Supplied data
=====

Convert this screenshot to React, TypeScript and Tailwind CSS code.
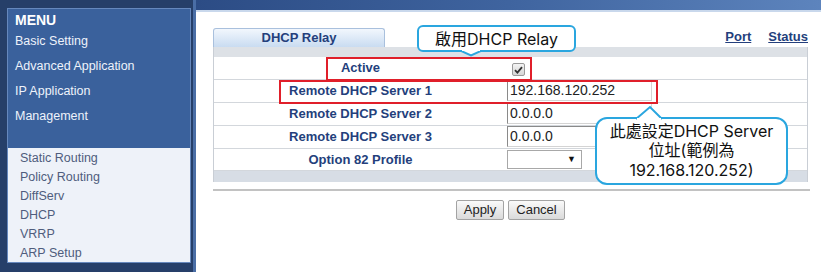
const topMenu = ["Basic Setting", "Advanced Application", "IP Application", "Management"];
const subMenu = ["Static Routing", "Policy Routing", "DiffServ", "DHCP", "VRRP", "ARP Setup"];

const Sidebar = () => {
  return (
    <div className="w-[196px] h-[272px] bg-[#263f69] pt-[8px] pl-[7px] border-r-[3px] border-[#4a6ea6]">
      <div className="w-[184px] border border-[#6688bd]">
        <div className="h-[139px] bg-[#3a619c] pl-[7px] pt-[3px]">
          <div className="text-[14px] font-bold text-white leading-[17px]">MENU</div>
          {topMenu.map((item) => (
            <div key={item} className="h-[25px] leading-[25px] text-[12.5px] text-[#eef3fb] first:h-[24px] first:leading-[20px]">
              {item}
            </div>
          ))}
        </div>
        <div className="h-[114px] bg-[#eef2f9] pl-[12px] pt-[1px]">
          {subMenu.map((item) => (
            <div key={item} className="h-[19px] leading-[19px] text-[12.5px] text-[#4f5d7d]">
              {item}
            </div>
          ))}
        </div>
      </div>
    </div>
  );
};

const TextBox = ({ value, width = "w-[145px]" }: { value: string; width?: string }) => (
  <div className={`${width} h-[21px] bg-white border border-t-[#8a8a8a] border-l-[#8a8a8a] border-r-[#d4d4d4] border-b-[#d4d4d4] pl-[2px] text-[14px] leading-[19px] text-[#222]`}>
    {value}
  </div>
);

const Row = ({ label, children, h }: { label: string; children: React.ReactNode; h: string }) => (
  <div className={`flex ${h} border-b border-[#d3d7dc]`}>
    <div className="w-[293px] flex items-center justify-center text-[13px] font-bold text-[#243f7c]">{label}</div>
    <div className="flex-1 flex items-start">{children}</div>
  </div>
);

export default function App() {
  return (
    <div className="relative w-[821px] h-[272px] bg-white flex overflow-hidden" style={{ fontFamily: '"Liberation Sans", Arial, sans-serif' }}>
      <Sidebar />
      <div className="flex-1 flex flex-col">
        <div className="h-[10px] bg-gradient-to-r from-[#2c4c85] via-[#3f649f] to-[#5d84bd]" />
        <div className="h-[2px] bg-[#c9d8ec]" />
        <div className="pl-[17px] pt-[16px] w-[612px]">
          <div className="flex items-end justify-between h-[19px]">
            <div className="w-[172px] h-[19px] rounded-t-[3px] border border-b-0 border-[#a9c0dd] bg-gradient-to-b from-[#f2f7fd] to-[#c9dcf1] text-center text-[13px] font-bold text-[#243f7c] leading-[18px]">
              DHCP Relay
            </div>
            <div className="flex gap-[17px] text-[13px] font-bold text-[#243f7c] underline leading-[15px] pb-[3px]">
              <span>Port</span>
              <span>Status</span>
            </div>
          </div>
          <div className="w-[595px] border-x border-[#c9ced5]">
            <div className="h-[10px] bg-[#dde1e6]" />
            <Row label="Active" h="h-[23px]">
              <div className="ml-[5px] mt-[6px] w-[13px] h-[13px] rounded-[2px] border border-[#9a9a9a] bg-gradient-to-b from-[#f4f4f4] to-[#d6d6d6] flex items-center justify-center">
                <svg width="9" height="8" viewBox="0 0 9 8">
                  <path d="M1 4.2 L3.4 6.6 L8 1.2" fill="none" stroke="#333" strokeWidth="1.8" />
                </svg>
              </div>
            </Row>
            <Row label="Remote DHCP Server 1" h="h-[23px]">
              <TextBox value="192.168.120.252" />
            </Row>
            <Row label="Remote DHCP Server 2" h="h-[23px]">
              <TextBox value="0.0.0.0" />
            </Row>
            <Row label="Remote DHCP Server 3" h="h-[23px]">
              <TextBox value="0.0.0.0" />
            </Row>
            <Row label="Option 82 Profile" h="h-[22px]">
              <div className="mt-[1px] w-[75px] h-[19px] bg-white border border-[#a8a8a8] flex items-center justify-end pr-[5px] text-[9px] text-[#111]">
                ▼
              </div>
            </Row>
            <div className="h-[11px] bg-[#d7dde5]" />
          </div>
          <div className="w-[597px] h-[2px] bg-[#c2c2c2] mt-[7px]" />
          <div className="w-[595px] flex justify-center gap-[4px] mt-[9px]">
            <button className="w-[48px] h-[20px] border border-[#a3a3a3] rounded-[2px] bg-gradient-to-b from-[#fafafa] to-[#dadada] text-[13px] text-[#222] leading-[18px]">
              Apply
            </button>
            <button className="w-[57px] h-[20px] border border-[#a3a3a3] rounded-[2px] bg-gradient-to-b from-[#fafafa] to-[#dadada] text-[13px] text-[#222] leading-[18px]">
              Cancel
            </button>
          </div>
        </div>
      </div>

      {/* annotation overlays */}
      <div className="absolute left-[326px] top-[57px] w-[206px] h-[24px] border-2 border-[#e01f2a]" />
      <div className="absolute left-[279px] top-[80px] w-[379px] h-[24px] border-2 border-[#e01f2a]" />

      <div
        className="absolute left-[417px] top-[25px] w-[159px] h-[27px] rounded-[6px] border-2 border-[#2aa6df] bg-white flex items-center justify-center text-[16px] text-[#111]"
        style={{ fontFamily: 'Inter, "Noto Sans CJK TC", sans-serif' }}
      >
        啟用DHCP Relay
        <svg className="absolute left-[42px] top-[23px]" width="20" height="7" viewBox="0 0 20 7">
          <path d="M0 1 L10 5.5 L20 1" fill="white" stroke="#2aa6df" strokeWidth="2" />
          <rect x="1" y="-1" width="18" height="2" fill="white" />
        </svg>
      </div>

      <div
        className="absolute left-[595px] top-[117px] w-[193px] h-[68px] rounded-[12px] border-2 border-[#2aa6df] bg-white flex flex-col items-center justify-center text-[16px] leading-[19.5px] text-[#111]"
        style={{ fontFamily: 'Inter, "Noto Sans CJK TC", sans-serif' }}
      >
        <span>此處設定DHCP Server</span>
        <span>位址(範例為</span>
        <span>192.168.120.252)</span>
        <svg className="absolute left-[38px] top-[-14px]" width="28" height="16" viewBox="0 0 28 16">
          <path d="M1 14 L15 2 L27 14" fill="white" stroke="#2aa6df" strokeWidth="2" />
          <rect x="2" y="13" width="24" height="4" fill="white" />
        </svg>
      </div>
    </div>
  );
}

=====

Instruction
Set down the material exactly, every line of it, except for the pictures.

Task output
Convert this screenshot to React, TypeScript and Tailwind CSS code.
const topMenu = ["Basic Setting", "Advanced Application", "IP Application", "Management"];
const subMenu = ["Static Routing", "Policy Routing", "DiffServ", "DHCP", "VRRP", "ARP Setup"];

const Sidebar = () => {
  return (
    <div className="w-[196px] h-[272px] bg-[#263f69] pt-[8px] pl-[7px] border-r-[3px] border-[#4a6ea6]">
      <div className="w-[184px] border border-[#6688bd]">
        <div className="h-[139px] bg-[#3a619c] pl-[7px] pt-[3px]">
          <div className="text-[14px] font-bold text-white leading-[17px]">MENU</div>
          {topMenu.map((item) => (
            <div key={item} className="h-[25px] leading-[25px] text-[12.5px] text-[#eef3fb] first:h-[24px] first:leading-[20px]">
              {item}
            </div>
          ))}
        </div>
        <div className="h-[114px] bg-[#eef2f9] pl-[12px] pt-[1px]">
          {subMenu.map((item) => (
            <div key={item} className="h-[19px] leading-[19px] text-[12.5px] text-[#4f5d7d]">
              {item}
            </div>
          ))}
        </div>
      </div>
    </div>
  );
};

const TextBox = ({ value, width = "w-[145px]" }: { value: string; width?: string }) => (
  <div className={`${width} h-[21px] bg-white border border-t-[#8a8a8a] border-l-[#8a8a8a] border-r-[#d4d4d4] border-b-[#d4d4d4] pl-[2px] text-[14px] leading-[19px] text-[#222]`}>
    {value}
  </div>
);

const Row = ({ label, children, h }: { label: string; children: React.ReactNode; h: string }) => (
  <div className={`flex ${h} border-b border-[#d3d7dc]`}>
    <div className="w-[293px] flex items-center justify-center text-[13px] font-bold text-[#243f7c]">{label}</div>
    <div className="flex-1 flex items-start">{children}</div>
  </div>
);

export default function App() {
  return (
    <div className="relative w-[821px] h-[272px] bg-white flex overflow-hidden" style={{ fontFamily: '"Liberation Sans", Arial, sans-serif' }}>
      <Sidebar />
      <div className="flex-1 flex flex-col">
        <div className="h-[10px] bg-gradient-to-r from-[#2c4c85] via-[#3f649f] to-[#5d84bd]" />
        <div className="h-[2px] bg-[#c9d8ec]" />
        <div className="pl-[17px] pt-[16px] w-[612px]">
          <div className="flex items-end justify-between h-[19px]">
            <div className="w-[172px] h-[19px] rounded-t-[3px] border border-b-0 border-[#a9c0dd] bg-gradient-to-b from-[#f2f7fd] to-[#c9dcf1] text-center text-[13px] font-bold text-[#243f7c] leading-[18px]">
              DHCP Relay
            </div>
            <div className="flex gap-[17px] text-[13px] font-bold text-[#243f7c] underline leading-[15px] pb-[3px]">
              <span>Port</span>
              <span>Status</span>
            </div>
          </div>
          <div className="w-[595px] border-x border-[#c9ced5]">
            <div className="h-[10px] bg-[#dde1e6]" />
            <Row label="Active" h="h-[23px]">
              <div className="ml-[5px] mt-[6px] w-[13px] h-[13px] rounded-[2px] border border-[#9a9a9a] bg-gradient-to-b from-[#f4f4f4] to-[#d6d6d6] flex items-center justify-center">
                <svg width="9" height="8" viewBox="0 0 9 8">
                  <path d="M1 4.2 L3.4 6.6 L8 1.2" fill="none" stroke="#333" strokeWidth="1.8" />
                </svg>
              </div>
            </Row>
            <Row label="Remote DHCP Server 1" h="h-[23px]">
              <TextBox value="192.168.120.252" />
            </Row>
            <Row label="Remote DHCP Server 2" h="h-[23px]">
              <TextBox value="0.0.0.0" />
            </Row>
            <Row label="Remote DHCP Server 3" h="h-[23px]">
              <TextBox value="0.0.0.0" />
            </Row>
            <Row label="Option 82 Profile" h="h-[22px]">
              <div className="mt-[1px] w-[75px] h-[19px] bg-white border border-[#a8a8a8] flex items-center justify-end pr-[5px] text-[9px] text-[#111]">
                ▼
              </div>
            </Row>
            <div className="h-[11px] bg-[#d7dde5]" />
          </div>
          <div className="w-[597px] h-[2px] bg-[#c2c2c2] mt-[7px]" />
          <div className="w-[595px] flex justify-center gap-[4px] mt-[9px]">
            <button className="w-[48px] h-[20px] border border-[#a3a3a3] rounded-[2px] bg-gradient-to-b from-[#fafafa] to-[#dadada] text-[13px] text-[#222] leading-[18px]">
              Apply
            </button>
            <button className="w-[57px] h-[20px] border border-[#a3a3a3] rounded-[2px] bg-gradient-to-b from-[#fafafa] to-[#dadada] text-[13px] text-[#222] leading-[18px]">
              Cancel
            </button>
          </div>
        </div>
      </div>

      {/* annotation overlays */}
      <div className="absolute left-[326px] top-[57px] w-[206px] h-[24px] border-2 border-[#e01f2a]" />
      <div className="absolute left-[279px] top-[80px] w-[379px] h-[24px] border-2 border-[#e01f2a]" />

      <div
        className="absolute left-[417px] top-[25px] w-[159px] h-[27px] rounded-[6px] border-2 border-[#2aa6df] bg-white flex items-center justify-center text-[16px] text-[#111]"
        style={{ fontFamily: 'Inter, "Noto Sans CJK TC", sans-serif' }}
      >
        啟用DHCP Relay
        <svg className="absolute left-[42px] top-[23px]" width="20" height="7" viewBox="0 0 20 7">
          <path d="M0 1 L10 5.5 L20 1" fill="white" stroke="#2aa6df" strokeWidth="2" />
          <rect x="1" y="-1" width="18" height="2" fill="white" />
        </svg>
      </div>

      <div
        className="absolute left-[595px] top-[117px] w-[193px] h-[68px] rounded-[12px] border-2 border-[#2aa6df] bg-white flex flex-col items-center justify-center text-[16px] leading-[19.5px] text-[#111]"
        style={{ fontFamily: 'Inter, "Noto Sans CJK TC", sans-serif' }}
      >
        <span>此處設定DHCP Server</span>
        <span>位址(範例為</span>
        <span>192.168.120.252)</span>
        <svg className="absolute left-[38px] top-[-14px]" width="28" height="16" viewBox="0 0 28 16">
          <path d="M1 14 L15 2 L27 14" fill="white" stroke="#2aa6df" strokeWidth="2" />
          <rect x="2" y="13" width="24" height="4" fill="white" />
        </svg>
      </div>
    </div>
  );
}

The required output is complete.